# [Stated task]
Write out the material exactly. Do not include the pictures.

# [Collected data]
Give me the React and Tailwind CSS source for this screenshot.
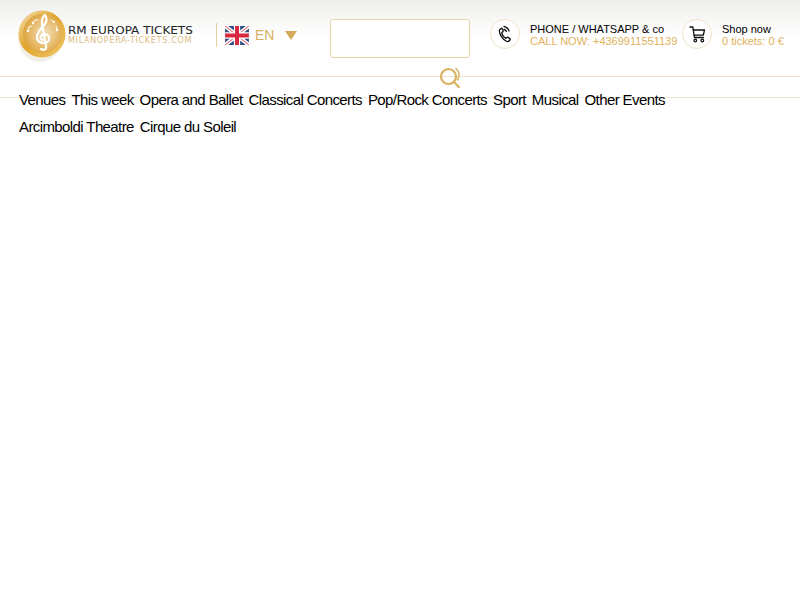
import React from 'react';

const navRows = [
  'Venues', 'This week', 'Opera and Ballet', 'Classical Concerts', 'Pop/Rock Concerts',
  'Sport', 'Musical', 'Other Events', 'Arcimboldi Theatre', 'Cirque du Soleil',
];

function Coin() {
  return (
    <svg width="50" height="54" viewBox="0 0 50 54" className="shrink-0">
      <defs>
        <linearGradient id="rim" x1="0" y1="0" x2="1" y2="1">
          <stop offset="0" stopColor="#f5e2b8" />
          <stop offset="0.45" stopColor="#e0a52c" />
          <stop offset="1" stopColor="#f0c869" />
        </linearGradient>
        <radialGradient id="face" cx="0.55" cy="0.5" r="0.6">
          <stop offset="0" stopColor="#f3e2c0" />
          <stop offset="0.6" stopColor="#e7ba6a" />
          <stop offset="1" stopColor="#d99d2e" />
        </radialGradient>
      </defs>
      <ellipse cx="22" cy="29" rx="22" ry="24" fill="#e9e4da" opacity="0.6" />
      <circle cx="24" cy="25" r="23.500" fill="url(#rim)" />
      <circle cx="24.500" cy="24.500" r="19.500" fill="url(#face)" />
      <path d="M23 40c3 2 6 0 5-3l-4-22c-.5-4 1-8 3-9 2 2 2 6 0 9-3 4-8 8-8 13 0 4 3 6 7 6 4 0 6-3 5-6-1-3-6-4-8-1-1 2 0 4 2 4" fill="none" stroke="#fff" strokeWidth="2.200" strokeLinecap="round" />
      <path d="M10 22l1-4 3-1M15 14l2-3 3 0M33 11l3 2M38 17l1 4" fill="none" stroke="#fff" strokeWidth="1" strokeLinecap="round" />
      <circle cx="10" cy="22" r="1.300" fill="#fff" />
      <circle cx="15" cy="14" r="1.200" fill="#fff" />
      <circle cx="36" cy="13" r="1.100" fill="#fff" />
      <circle cx="39" cy="21" r="1.200" fill="#fff" />
    </svg>
  );
}

function Flag() {
  return (
    <svg width="24" height="19" viewBox="0 0 60 48" className="shrink-0">
      <rect width="60" height="48" fill="#2b4a7e" />
      <path d="M0 0L60 48M60 0L0 48" stroke="#fff" strokeWidth="10" />
      <path d="M0 0L60 48M60 0L0 48" stroke="#e0475a" strokeWidth="2.500" />
      <path d="M30 0V48M0 24H60" stroke="#fff" strokeWidth="16" />
      <path d="M30 0V48M0 24H60" stroke="#d8283f" strokeWidth="10" />
    </svg>
  );
}

function PhoneIcon() {
  return (
    <svg width="16" height="18" viewBox="0 0 16 18" fill="none" stroke="#111" strokeWidth="1.300" strokeLinecap="round" strokeLinejoin="round">
      <path d="M4 3.500L2.500 5c-.6 3 2.500 9.500 7.500 11.500 1 .3 2-.2 3-1.500.4-.6.300-1-.2-1.400l-1.800-1.200c-.5-.3-.9-.2-1.300.2l-.8.8C6.500 12 5 9.500 4.800 7.500l1-.7c.4-.4.500-.8.300-1.300L5.200 3.700c-.3-.6-.8-.6-1.200-.2z" />
      <path d="M7 4.500c1.300.3 2 .9 2.400 2" />
      <path d="M7 1.500c2.700.6 4.300 2 5 4.500" />
    </svg>
  );
}

function CartIcon() {
  return (
    <svg width="17" height="17" viewBox="0 0 17 17" fill="none" stroke="#111" strokeWidth="1.300" strokeLinecap="round" strokeLinejoin="round">
      <path d="M1 1h2.800l1.700 10.500h9" />
      <path d="M4.200 4h11.300l-1.200 5.200H5.100" />
      <circle cx="6.300" cy="14.500" r="1.300" />
      <circle cx="13.300" cy="14.500" r="1.300" />
    </svg>
  );
}

function SearchIcon() {
  return (
    <svg width="23" height="22" viewBox="0 0 23 22" fill="none" stroke="#d9b15f" strokeWidth="2.200" strokeLinecap="round">
      <circle cx="9.500" cy="9.500" r="7.500" />
      <path d="M15 15l5 5" />
      <path d="M17 1.500c3.500 3 4 8 1.500 11.500" strokeWidth="1.500" />
    </svg>
  );
}

export default function App() {
  return (
    <div className="relative min-h-[600px] bg-white font-['Liberation_Sans',Arial,sans-serif] text-black">
      <header className="flex h-[77px] items-start border-b border-[#efdfcd] bg-gradient-to-b from-[#efefed] to-white to-50%">
        <div className="ml-[18px] mt-[9px] flex w-[176px] items-center">
          <Coin />
          <div className="mt-[-3px] leading-none">
            <div className="origin-left scale-x-[1.2] whitespace-nowrap font-['DejaVu_Sans',sans-serif] text-[10px] leading-[11px] text-[#222]">RM EUROPA TICKETS</div>
            <div className="whitespace-nowrap font-['DejaVu_Sans',sans-serif] text-[8px] leading-[9px] tracking-[0.7px] text-[#dcbb82]">MILANOPERA-TICKETS.COM</div>
          </div>
        </div>

        <div className="ml-[22px] mt-[23px] flex h-[24px] w-[114px] items-center border-l border-[#e6cf9f] pl-[8px]">
          <Flag />
          <span className="ml-[6px] text-[14px] text-[#d9b15f]">EN</span>
          <span className="ml-[11px] h-0 w-0 border-x-[6.500px] border-t-[9px] border-x-transparent border-t-[#d4aa5c]" />
        </div>

        <div className="mt-[19px] h-[39px] w-[140px] rounded-[3px] border border-[#e6d2a6] bg-white" />

        <div className="ml-[20px] mt-[19px] flex w-[192px] items-center">
          <div className="flex size-[30px] items-center justify-center rounded-full border border-[#f0e3c8] bg-white">
            <PhoneIcon />
          </div>
          <div className="ml-[10px] mt-[1px] whitespace-nowrap text-[11px] leading-[12px]">
            <div>PHONE / WHATSAPP &amp; co</div>
            <div className="text-[#e0b25c]">CALL NOW: +4369911551139</div>
          </div>
        </div>

        <div className="mt-[19px] flex items-center">
          <div className="flex size-[30px] items-center justify-center rounded-full border border-[#f0e3c8] bg-white">
            <CartIcon />
          </div>
          <div className="ml-[10px] mt-[1px] whitespace-nowrap text-[11px] leading-[12px]">
            <div>Shop now</div>
            <div className="text-[#e0b25c]">0 tickets: 0 €</div>
          </div>
        </div>
      </header>

      <div className="absolute left-[439px] top-[67px]">
        <SearchIcon />
      </div>

      <div className="h-[21px] border-b border-[#efe6d9]" />

      <nav className="mt-[-12px] flex flex-wrap gap-x-[6px] pl-[19px] pr-[30px] text-[15px] leading-[27px] tracking-[-0.6px]">
        {navRows.map((item) => (
          <a key={item} href="#" className="whitespace-nowrap text-black">{item}</a>
        ))}
      </nav>
    </div>
  );
}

# [Correct result]
Give me the React and Tailwind CSS source for this screenshot.
import React from 'react';

const navRows = [
  'Venues', 'This week', 'Opera and Ballet', 'Classical Concerts', 'Pop/Rock Concerts',
  'Sport', 'Musical', 'Other Events', 'Arcimboldi Theatre', 'Cirque du Soleil',
];

function Coin() {
  return (
    <svg width="50" height="54" viewBox="0 0 50 54" className="shrink-0">
      <defs>
        <linearGradient id="rim" x1="0" y1="0" x2="1" y2="1">
          <stop offset="0" stopColor="#f5e2b8" />
          <stop offset="0.45" stopColor="#e0a52c" />
          <stop offset="1" stopColor="#f0c869" />
        </linearGradient>
        <radialGradient id="face" cx="0.55" cy="0.5" r="0.6">
          <stop offset="0" stopColor="#f3e2c0" />
          <stop offset="0.6" stopColor="#e7ba6a" />
          <stop offset="1" stopColor="#d99d2e" />
        </radialGradient>
      </defs>
      <ellipse cx="22" cy="29" rx="22" ry="24" fill="#e9e4da" opacity="0.6" />
      <circle cx="24" cy="25" r="23.500" fill="url(#rim)" />
      <circle cx="24.500" cy="24.500" r="19.500" fill="url(#face)" />
      <path d="M23 40c3 2 6 0 5-3l-4-22c-.5-4 1-8 3-9 2 2 2 6 0 9-3 4-8 8-8 13 0 4 3 6 7 6 4 0 6-3 5-6-1-3-6-4-8-1-1 2 0 4 2 4" fill="none" stroke="#fff" strokeWidth="2.200" strokeLinecap="round" />
      <path d="M10 22l1-4 3-1M15 14l2-3 3 0M33 11l3 2M38 17l1 4" fill="none" stroke="#fff" strokeWidth="1" strokeLinecap="round" />
      <circle cx="10" cy="22" r="1.300" fill="#fff" />
      <circle cx="15" cy="14" r="1.200" fill="#fff" />
      <circle cx="36" cy="13" r="1.100" fill="#fff" />
      <circle cx="39" cy="21" r="1.200" fill="#fff" />
    </svg>
  );
}

function Flag() {
  return (
    <svg width="24" height="19" viewBox="0 0 60 48" className="shrink-0">
      <rect width="60" height="48" fill="#2b4a7e" />
      <path d="M0 0L60 48M60 0L0 48" stroke="#fff" strokeWidth="10" />
      <path d="M0 0L60 48M60 0L0 48" stroke="#e0475a" strokeWidth="2.500" />
      <path d="M30 0V48M0 24H60" stroke="#fff" strokeWidth="16" />
      <path d="M30 0V48M0 24H60" stroke="#d8283f" strokeWidth="10" />
    </svg>
  );
}

function PhoneIcon() {
  return (
    <svg width="16" height="18" viewBox="0 0 16 18" fill="none" stroke="#111" strokeWidth="1.300" strokeLinecap="round" strokeLinejoin="round">
      <path d="M4 3.500L2.500 5c-.6 3 2.500 9.500 7.500 11.500 1 .3 2-.2 3-1.500.4-.6.300-1-.2-1.400l-1.800-1.200c-.5-.3-.9-.2-1.300.2l-.8.8C6.500 12 5 9.500 4.800 7.500l1-.7c.4-.4.500-.8.300-1.300L5.200 3.700c-.3-.6-.8-.6-1.200-.2z" />
      <path d="M7 4.500c1.300.3 2 .9 2.400 2" />
      <path d="M7 1.500c2.700.6 4.300 2 5 4.500" />
    </svg>
  );
}

function CartIcon() {
  return (
    <svg width="17" height="17" viewBox="0 0 17 17" fill="none" stroke="#111" strokeWidth="1.300" strokeLinecap="round" strokeLinejoin="round">
      <path d="M1 1h2.800l1.700 10.500h9" />
      <path d="M4.200 4h11.300l-1.200 5.200H5.100" />
      <circle cx="6.300" cy="14.500" r="1.300" />
      <circle cx="13.300" cy="14.500" r="1.300" />
    </svg>
  );
}

function SearchIcon() {
  return (
    <svg width="23" height="22" viewBox="0 0 23 22" fill="none" stroke="#d9b15f" strokeWidth="2.200" strokeLinecap="round">
      <circle cx="9.500" cy="9.500" r="7.500" />
      <path d="M15 15l5 5" />
      <path d="M17 1.500c3.500 3 4 8 1.500 11.500" strokeWidth="1.500" />
    </svg>
  );
}

export default function App() {
  return (
    <div className="relative min-h-[600px] bg-white font-['Liberation_Sans',Arial,sans-serif] text-black">
      <header className="flex h-[77px] items-start border-b border-[#efdfcd] bg-gradient-to-b from-[#efefed] to-white to-50%">
        <div className="ml-[18px] mt-[9px] flex w-[176px] items-center">
          <Coin />
          <div className="mt-[-3px] leading-none">
            <div className="origin-left scale-x-[1.2] whitespace-nowrap font-['DejaVu_Sans',sans-serif] text-[10px] leading-[11px] text-[#222]">RM EUROPA TICKETS</div>
            <div className="whitespace-nowrap font-['DejaVu_Sans',sans-serif] text-[8px] leading-[9px] tracking-[0.7px] text-[#dcbb82]">MILANOPERA-TICKETS.COM</div>
          </div>
        </div>

        <div className="ml-[22px] mt-[23px] flex h-[24px] w-[114px] items-center border-l border-[#e6cf9f] pl-[8px]">
          <Flag />
          <span className="ml-[6px] text-[14px] text-[#d9b15f]">EN</span>
          <span className="ml-[11px] h-0 w-0 border-x-[6.500px] border-t-[9px] border-x-transparent border-t-[#d4aa5c]" />
        </div>

        <div className="mt-[19px] h-[39px] w-[140px] rounded-[3px] border border-[#e6d2a6] bg-white" />

        <div className="ml-[20px] mt-[19px] flex w-[192px] items-center">
          <div className="flex size-[30px] items-center justify-center rounded-full border border-[#f0e3c8] bg-white">
            <PhoneIcon />
          </div>
          <div className="ml-[10px] mt-[1px] whitespace-nowrap text-[11px] leading-[12px]">
            <div>PHONE / WHATSAPP &amp; co</div>
            <div className="text-[#e0b25c]">CALL NOW: +4369911551139</div>
          </div>
        </div>

        <div className="mt-[19px] flex items-center">
          <div className="flex size-[30px] items-center justify-center rounded-full border border-[#f0e3c8] bg-white">
            <CartIcon />
          </div>
          <div className="ml-[10px] mt-[1px] whitespace-nowrap text-[11px] leading-[12px]">
            <div>Shop now</div>
            <div className="text-[#e0b25c]">0 tickets: 0 €</div>
          </div>
        </div>
      </header>

      <div className="absolute left-[439px] top-[67px]">
        <SearchIcon />
      </div>

      <div className="h-[21px] border-b border-[#efe6d9]" />

      <nav className="mt-[-12px] flex flex-wrap gap-x-[6px] pl-[19px] pr-[30px] text-[15px] leading-[27px] tracking-[-0.6px]">
        {navRows.map((item) => (
          <a key={item} href="#" className="whitespace-nowrap text-black">{item}</a>
        ))}
      </nav>
    </div>
  );
}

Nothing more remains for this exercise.